Short task -> Show each line that has the string "this" in it.

══ Supplied data

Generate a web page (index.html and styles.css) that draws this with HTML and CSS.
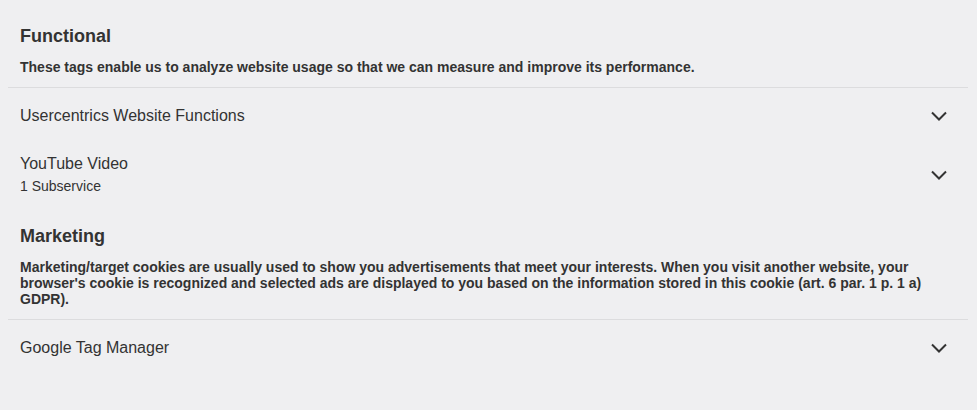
FILE: index.html
```html
<!DOCTYPE html>
<html lang="en">
<head>
<meta charset="utf-8">
<link rel="stylesheet" href="styles.css">
</head>
<body>
<div class="panel">
  <section class="category">
    <header class="cat-head">
      <h2 class="cat-title">Functional</h2>
      <p class="cat-desc">These tags enable us to analyze website usage so that we can measure and improve its performance.</p>
    </header>
    <div class="services">
      <div class="service">
        <div class="service-text"><div class="service-name">Usercentrics Website Functions</div></div>
        <svg class="chev" width="16" height="10" viewBox="0 0 16 10"><path d="M1 1.5 L8 8.5 L15 1.5" fill="none" stroke="#333" stroke-width="2"/></svg>
      </div>
      <div class="service">
        <div class="service-text"><div class="service-name">YouTube Video</div><div class="service-sub">1 Subservice</div></div>
        <svg class="chev" width="16" height="10" viewBox="0 0 16 10"><path d="M1 1.5 L8 8.5 L15 1.5" fill="none" stroke="#333" stroke-width="2"/></svg>
      </div>
    </div>
  </section>
  <section class="category">
    <header class="cat-head">
      <h2 class="cat-title">Marketing</h2>
      <p class="cat-desc">Marketing/target cookies are usually used to show you advertisements that meet your interests. When you visit another website, your browser's cookie is recognized and selected ads are displayed to you based on the information stored in this cookie (art. 6 par. 1 p. 1 a) GDPR).</p>
    </header>
    <div class="services">
      <div class="service">
        <div class="service-text"><div class="service-name">Google Tag Manager</div></div>
        <svg class="chev" width="16" height="10" viewBox="0 0 16 10"><path d="M1 1.5 L8 8.5 L15 1.5" fill="none" stroke="#333" stroke-width="2"/></svg>
      </div>
    </div>
  </section>
</div>
</body>
</html>
```

FILE: styles.css
```css
html, body {
  margin: 0;
  padding: 0;
  background: #efeff1;
}
body {
  font-family: "Liberation Sans", Arial, sans-serif;
  color: #333;
  height: 410px;
  overflow: hidden;
}
.panel {
  width: 960px;
  margin-left: 8px;
  padding-top: 25px;
}
.category + .category {
  margin-top: 16px;
}
.cat-head {
  padding: 0 12px 12px;
  border-bottom: 1px solid #dcdcde;
}
.cat-title {
  margin: 0;
  font-size: 18px;
  line-height: 22px;
  font-weight: 700;
}
.cat-desc {
  margin: 12px 0 0;
  font-size: 14px;
  line-height: 16px;
  font-weight: 700;
  padding-right: 12px;
}
.services {
  padding-top: 4px;
}
.service {
  display: flex;
  align-items: center;
  justify-content: space-between;
  padding: 14px 21px 13px 12px;
}
.service:last-child {
  padding-bottom: 14px;
}
.service + .service {
  padding-top: 15px;
}
.service-name {
  font-size: 16px;
  line-height: 20px;
}
.service-sub {
  margin-top: 3px;
  font-size: 14px;
  line-height: 18px;
}
.chev {
  display: block;
  flex: none;
}
```
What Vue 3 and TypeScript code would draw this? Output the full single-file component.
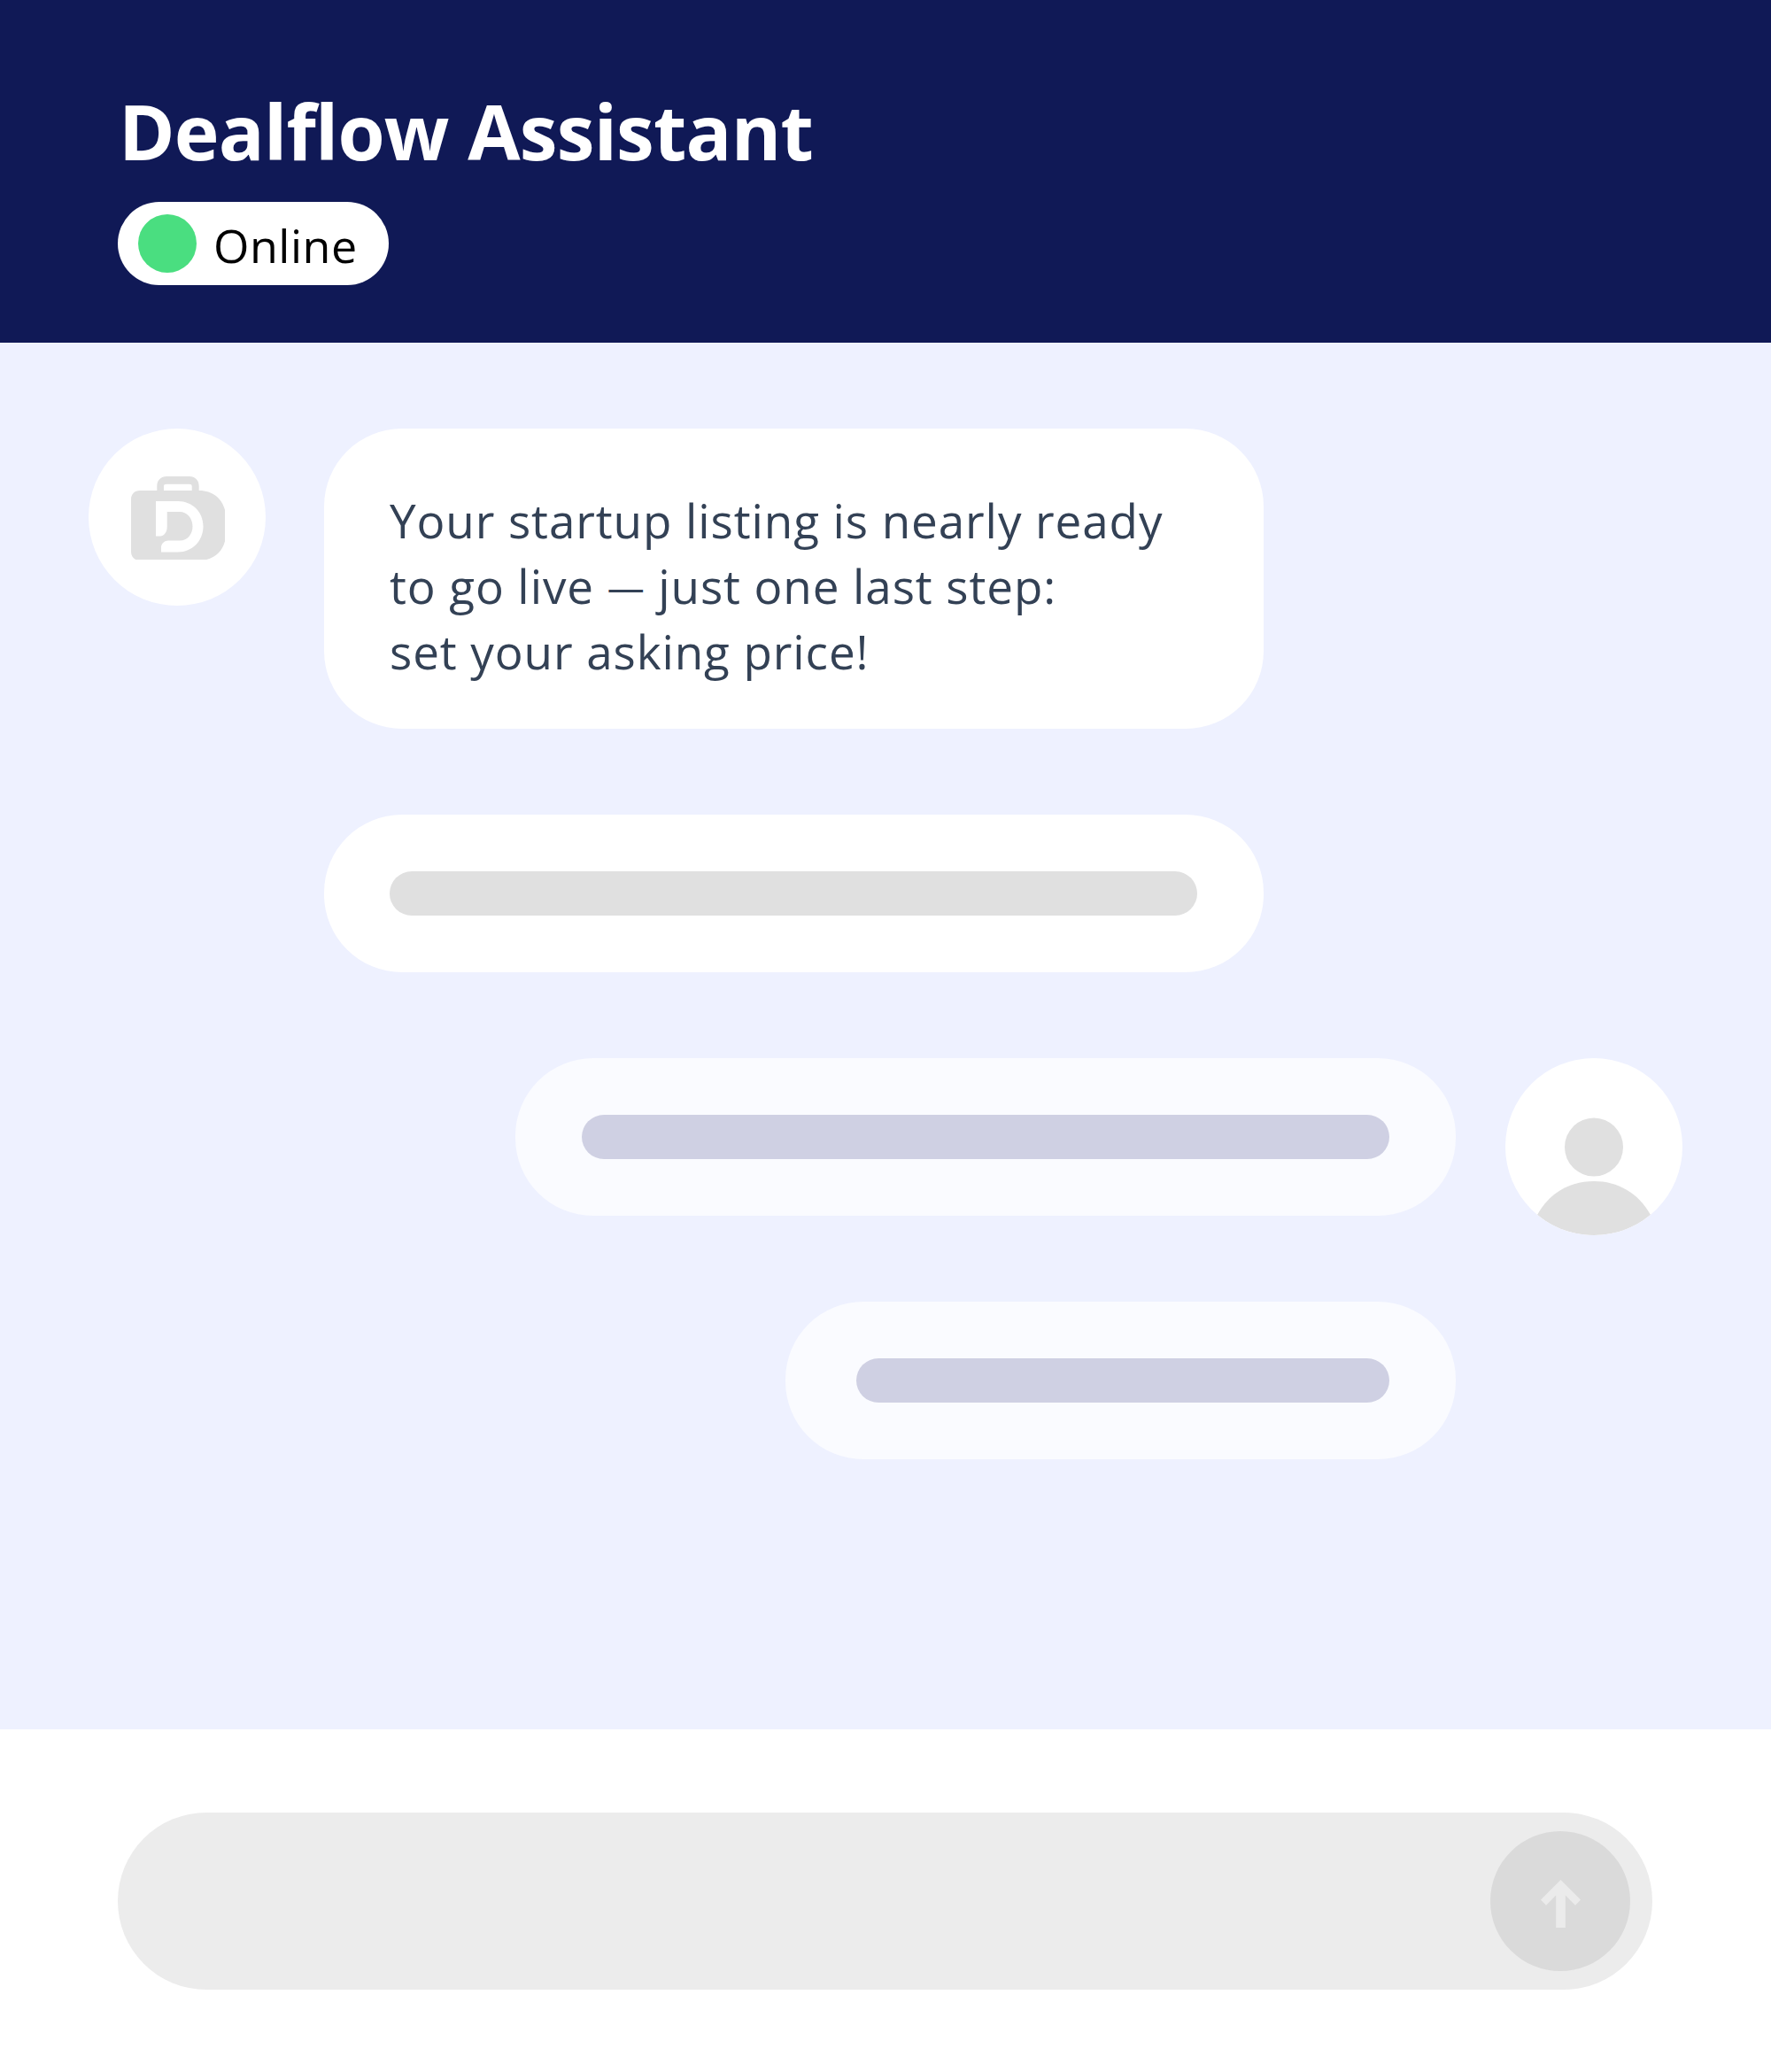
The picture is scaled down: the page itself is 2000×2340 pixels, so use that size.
<script setup lang="ts">
const intro = 'Your startup listing is nearly ready'
const outro = 'set your asking price!'
</script>

<template>
  <div class="page">
    <header class="header">
      <h1 class="title">Dealflow Assistant</h1>
      <div class="status">
        <span class="dot"></span>
        <span class="status-text">Online</span>
      </div>
    </header>

    <main class="chat">
      <div class="row">
        <div class="avatar">
          <svg class="logo" viewBox="-2 -2 108 96" width="108" height="96">
            <path fill="#e0e0e0" fill-rule="evenodd" d="M29.3 16V11C29.3 4 34 0 40 0H66C72 0 76.700 4 76.700 11V16H77C95 16 107 29 107 46V65C107 82 95 95 77 95H10C4 95 0 91 0 85V26C0 20 4 16 10 16ZM37 16H68.700V11C68.700 9.500 67.500 8.700 66 8.700H40C38 8.700 37 9.500 37 11Z" />
            <path fill="#ffffff" d="M28 28H53C69 28 81.500 40 81.500 56.500C81.500 73 69 85.500 53 85.500H34V80C34 76 38 72.500 42 72.500H55C64 72.500 69.500 65 69.500 56.500C69.500 47 63 40 55 40H40.700V57C40.700 63 37 67.500 33 67.500H28Z" />
          </svg>
        </div>
        <div class="bubble bubble-text">
          <p class="line">{{ intro }}</p>
          <p class="line">to go live <span class="dash">—</span> just one last step:</p>
          <p class="line">{{ outro }}</p>
        </div>
      </div>

      <div class="row indented">
        <div class="bubble bubble-bar"><div class="bar grey"></div></div>
      </div>

      <div class="row right">
        <div class="bubble user wide"><div class="bar lilac"></div></div>
        <div class="avatar">
          <svg viewBox="0 0 200 200" width="200" height="200">
            <circle cx="100" cy="100.500" r="33" fill="#e0e0e0" />
            <path fill="#e0e0e0" d="M36 177C50 152 73 139 100 139C127 139 150 152 164 177C146 192 124 200 100 200C76 200 54 192 36 177Z" />
          </svg>
        </div>
      </div>

      <div class="row right last">
        <div class="bubble user narrow"><div class="bar lilac"></div></div>
      </div>
    </main>

    <footer class="footer">
      <div class="input">
        <button class="send" type="button" aria-label="Send">
          <svg class="arrow" viewBox="0 0 45 54" width="45" height="54">
            <path fill="#ebebeb" d="M22.500 0L45 22.500L39 28.700L27.800 17.500V54H17.200V17.500L6 28.700L0 22.500Z" />
          </svg>
        </button>
      </div>
    </footer>
  </div>
</template>

<style>
html, body { margin: 0; background: #fff; }
</style>

<style scoped>
.page {
  width: 2000px;
  height: 2340px;
  display: flex;
  flex-direction: column;
  font-family: "Open Sans", "Noto Sans", sans-serif;
}
.header {
  height: 387px;
  box-sizing: border-box;
  background: #101956;
  padding: 98px 133px 0;
}
.title {
  margin: 0;
  font-size: 86px;
  line-height: 100px;
  font-weight: 700;
  color: #fff;
  padding-left: 1px;
  letter-spacing: -0.8px;
  white-space: nowrap;
}
.status {
  margin-top: 30px;
  width: 306px;
  height: 94px;
  border-radius: 47px;
  background: #fff;
  display: flex;
  align-items: center;
  box-sizing: border-box;
  padding-left: 23px;
  gap: 19px;
}
.dot {
  width: 66px;
  height: 66px;
  border-radius: 50%;
  background: #4ade80;
}
.status-text {
  font-size: 52px;
  color: #000;
  line-height: 1;
  letter-spacing: 0.5px;
  margin-top: 4px;
}
.chat {
  height: 1566px;
  box-sizing: border-box;
  background: #eef1ff;
  padding: 97px 100px 0;
  display: flex;
  flex-direction: column;
}
.row {
  display: flex;
  align-items: flex-start;
  gap: 66px;
}
.row + .row { margin-top: 97px; }
.row + .last { margin-top: 75px; padding-right: 256px; }
.indented { padding-left: 266px; }
.right { justify-content: flex-end; gap: 56px; }
.avatar {
  width: 200px;
  height: 200px;
  flex: none;
  border-radius: 50%;
  background: #fff;
  display: flex;
  align-items: center;
  justify-content: center;
  overflow: hidden;
}
.bubble {
  border-radius: 88px;
  background: #fff;
  box-sizing: border-box;
  flex: none;
}
.bubble-text {
  width: 1061px;
  height: 339px;
  padding: 67px 74px 0;
}
.line {
  margin: 0;
  font-size: 53px;
  line-height: 74px;
  color: #334155;
  white-space: nowrap;
  letter-spacing: 0.9px;
}
.dash {
  font-size: 42px;
  line-height: 1;
  vertical-align: 3px;
}
.bubble-bar, .user {
  height: 178px;
  display: flex;
  align-items: center;
}
.bubble-bar { width: 1061px; padding: 0 75px 0 74px; }
.user { background: #fafbff; padding: 0 75px; }
.wide { width: 1062px; }
.narrow { width: 757px; padding-left: 80px; }
.bar {
  flex: 1;
  height: 50px;
  border-radius: 25px;
}
.grey { background: #e0e0e0; }
.lilac { background: #cfd0e3; }
.footer {
  flex: 1;
  background: #fff;
  padding: 94px 134px 0 133px;
}
.input {
  height: 200px;
  border-radius: 100px;
  background: #ececec;
  display: flex;
  align-items: center;
  justify-content: flex-end;
  padding-right: 25px;
}
.send {
  width: 158px;
  height: 158px;
  border: 0;
  padding: 0;
  border-radius: 50%;
  background: #dadada;
  display: flex;
  align-items: center;
  justify-content: center;
}
.arrow { margin-top: 6px; }
</style>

════

Complete answer ->
Generate a web page (index.html and styles.css) that draws this with HTML and CSS.
      <p class="cat-desc">Marketing/target cookies are usually used to show you advertisements that meet your interests. When you visit another website, your browser's cookie is recognized and selected ads are displayed to you based on the information stored in this cookie (art. 6 par. 1 p. 1 a) GDPR).</p>
What Vue 3 and TypeScript code would draw this? Output the full single-file component.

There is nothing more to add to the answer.